▸ **Your goal**
Restate the data exactly as given and keep the pictures out.

▸ **Information provided**

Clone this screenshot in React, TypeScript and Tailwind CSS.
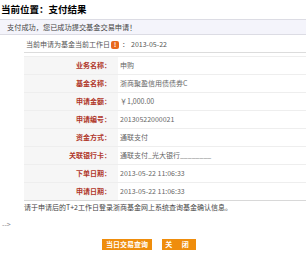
const rows: [string, string][] = [
  ['业务名称：', '申购'],
  ['基金名称：', '浙商聚盈信用债债券C'],
  ['申请金额：', '￥1,000.00'],
  ['申请编号：', '20130522000021'],
  ['资金方式：', '通联支付'],
  ['关联银行卡：', '通联支付_光大银行________'],
  ['下单日期：', '2013-05-22 11:06:33'],
  ['申请日期：', '2013-05-22 11:06:33'],
];

export default function App() {
  return (
    <div
      className="w-[306px] h-[264px] bg-white overflow-hidden text-[7px] text-[#555]"
      style={{ fontFamily: '"Noto Sans CJK SC", "Liberation Sans", sans-serif' }}
    >
      <h1 className="pt-[3px] pl-[1px] h-[19px] text-[9.5px] leading-[12px] font-bold text-black">
        当前位置：支付结果
      </h1>

      <div className="h-[16px] flex items-center pl-[7px] bg-[#f4f4fb] border-y border-[#dcdce4] text-[#444] text-[7.2px]">
        支付成功，您已成功提交基金交易申请！
      </div>

      <div className="ml-[24px] mt-[2px]">
        <div className="h-[16px] flex items-center border-b border-[#dcdcdc]">
          <span className="w-[86px] text-right">当前申请为基金当前工作日</span>
          <span className="ml-[1px] w-[8px] h-[8px] rounded-[2px] bg-[#e8681c] text-white text-[6px] leading-[8px] font-bold flex items-center justify-center">
            !
          </span>
          <span className="ml-[3px]">：</span>
          <span className="ml-[2px]">2013-05-22</span>
        </div>

        <div className="mt-[3px] border-b border-[#d8d8d8]">
          {rows.map(([label, value]) => (
            <div key={label} className="flex h-[18px] border-t border-[#eeeeee]">
              <div className="w-[94px] bg-[#f6f6f6] flex items-center justify-end pr-[7px] text-[#b0362a] font-bold">
                {label}
              </div>
              <div className="flex-1 flex items-center pl-[2px] text-[#666]">
                {value}
              </div>
            </div>
          ))}
        </div>

        <p className="mt-[1px] text-[#444] leading-[10px]">
          请于申请后的T+2工作日登录浙商基金网上系统查询基金确认信息。
        </p>
      </div>

      <div className="mt-[7px] pl-[2px] text-[#888] leading-[10px]">--&gt;</div>

      <div className="mt-[10px] flex gap-[10px] pl-[102px]">
        <button className="w-[50px] h-[11px] bg-[#ef8d0c] text-white font-bold text-[7px] leading-[11px]">
          当日交易查询
        </button>
        <button className="w-[34px] h-[11px] bg-[#ef8d0c] text-white font-bold text-[7px] leading-[11px] tracking-[4px]">
          关 闭
        </button>
      </div>
    </div>
  );
}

▸ **Response to the exercise**
Clone this screenshot in React, TypeScript and Tailwind CSS.
const rows: [string, string][] = [
  ['业务名称：', '申购'],
  ['基金名称：', '浙商聚盈信用债债券C'],
  ['申请金额：', '￥1,000.00'],
  ['申请编号：', '20130522000021'],
  ['资金方式：', '通联支付'],
  ['关联银行卡：', '通联支付_光大银行________'],
  ['下单日期：', '2013-05-22 11:06:33'],
  ['申请日期：', '2013-05-22 11:06:33'],
];

export default function App() {
  return (
    <div
      className="w-[306px] h-[264px] bg-white overflow-hidden text-[7px] text-[#555]"
      style={{ fontFamily: '"Noto Sans CJK SC", "Liberation Sans", sans-serif' }}
    >
      <h1 className="pt-[3px] pl-[1px] h-[19px] text-[9.5px] leading-[12px] font-bold text-black">
        当前位置：支付结果
      </h1>

      <div className="h-[16px] flex items-center pl-[7px] bg-[#f4f4fb] border-y border-[#dcdce4] text-[#444] text-[7.2px]">
        支付成功，您已成功提交基金交易申请！
      </div>

      <div className="ml-[24px] mt-[2px]">
        <div className="h-[16px] flex items-center border-b border-[#dcdcdc]">
          <span className="w-[86px] text-right">当前申请为基金当前工作日</span>
          <span className="ml-[1px] w-[8px] h-[8px] rounded-[2px] bg-[#e8681c] text-white text-[6px] leading-[8px] font-bold flex items-center justify-center">
            !
          </span>
          <span className="ml-[3px]">：</span>
          <span className="ml-[2px]">2013-05-22</span>
        </div>

        <div className="mt-[3px] border-b border-[#d8d8d8]">
          {rows.map(([label, value]) => (
            <div key={label} className="flex h-[18px] border-t border-[#eeeeee]">
              <div className="w-[94px] bg-[#f6f6f6] flex items-center justify-end pr-[7px] text-[#b0362a] font-bold">
                {label}
              </div>
              <div className="flex-1 flex items-center pl-[2px] text-[#666]">
                {value}
              </div>
            </div>
          ))}
        </div>

        <p className="mt-[1px] text-[#444] leading-[10px]">
          请于申请后的T+2工作日登录浙商基金网上系统查询基金确认信息。
        </p>
      </div>

      <div className="mt-[7px] pl-[2px] text-[#888] leading-[10px]">--&gt;</div>

      <div className="mt-[10px] flex gap-[10px] pl-[102px]">
        <button className="w-[50px] h-[11px] bg-[#ef8d0c] text-white font-bold text-[7px] leading-[11px]">
          当日交易查询
        </button>
        <button className="w-[34px] h-[11px] bg-[#ef8d0c] text-white font-bold text-[7px] leading-[11px] tracking-[4px]">
          关 闭
        </button>
      </div>
    </div>
  );
}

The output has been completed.